• 2017年01月05日登録記事

福田和代著「タワーリング」

【あらすじ(最後までのネタバレ有り)】
建築技術の粋を集め、最新鋭のセキュリティを備えた高層ビル・ウインドシア六本木を、目的不明の犯人グループが、最上階に住むビル会社の社長を人質にした上、システムを逆手にビルを封鎖して乗っ取った。社長救出を狙うビル会社社員・船津たちと、突入を計る警視庁は50階へ乗り込むも、思い掛けない方法で犯人に脱出されてしまう。

ビルジャック小説。
犯人たちは紳士的なので、身の危険を感じる事なく楽しめました。
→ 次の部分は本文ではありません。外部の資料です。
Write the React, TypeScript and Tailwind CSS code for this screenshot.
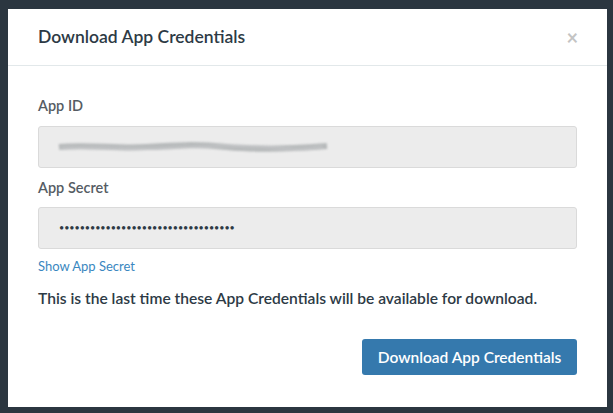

悪く言えば、緊迫感が薄いのかも知れませんが、サスペンス系を読み慣れていない私としては、このくらいの適度な刺激の方が安心して読めます。
割と身近にあるけれど、実際は知らない建物の構造や維持管理を生かしている点が気に入りました。
最新鋭の高層ビルの建築技術やセキュリティ、防災システムを説明して、舞台をしっかり組み立てた上に、それを逆手に取る犯人たちのやり口が描かれるので、非常に面白く読みました。

ただ残念ながら、オチで躓きました。
犯人グループの動機が弱過ぎると思います。
一応読み直して、なるほどこう描写されていたか、とある程度納得もしましたが、黒幕は演技派過ぎるし、どのメンバーも「ここまでやるか?」と、途端に腑に落ちなくなってしまいました。
特にロッキーは、「川村を痛めつけたい」という独白があったのに、この計画ではまったく達成できないので疑問でした。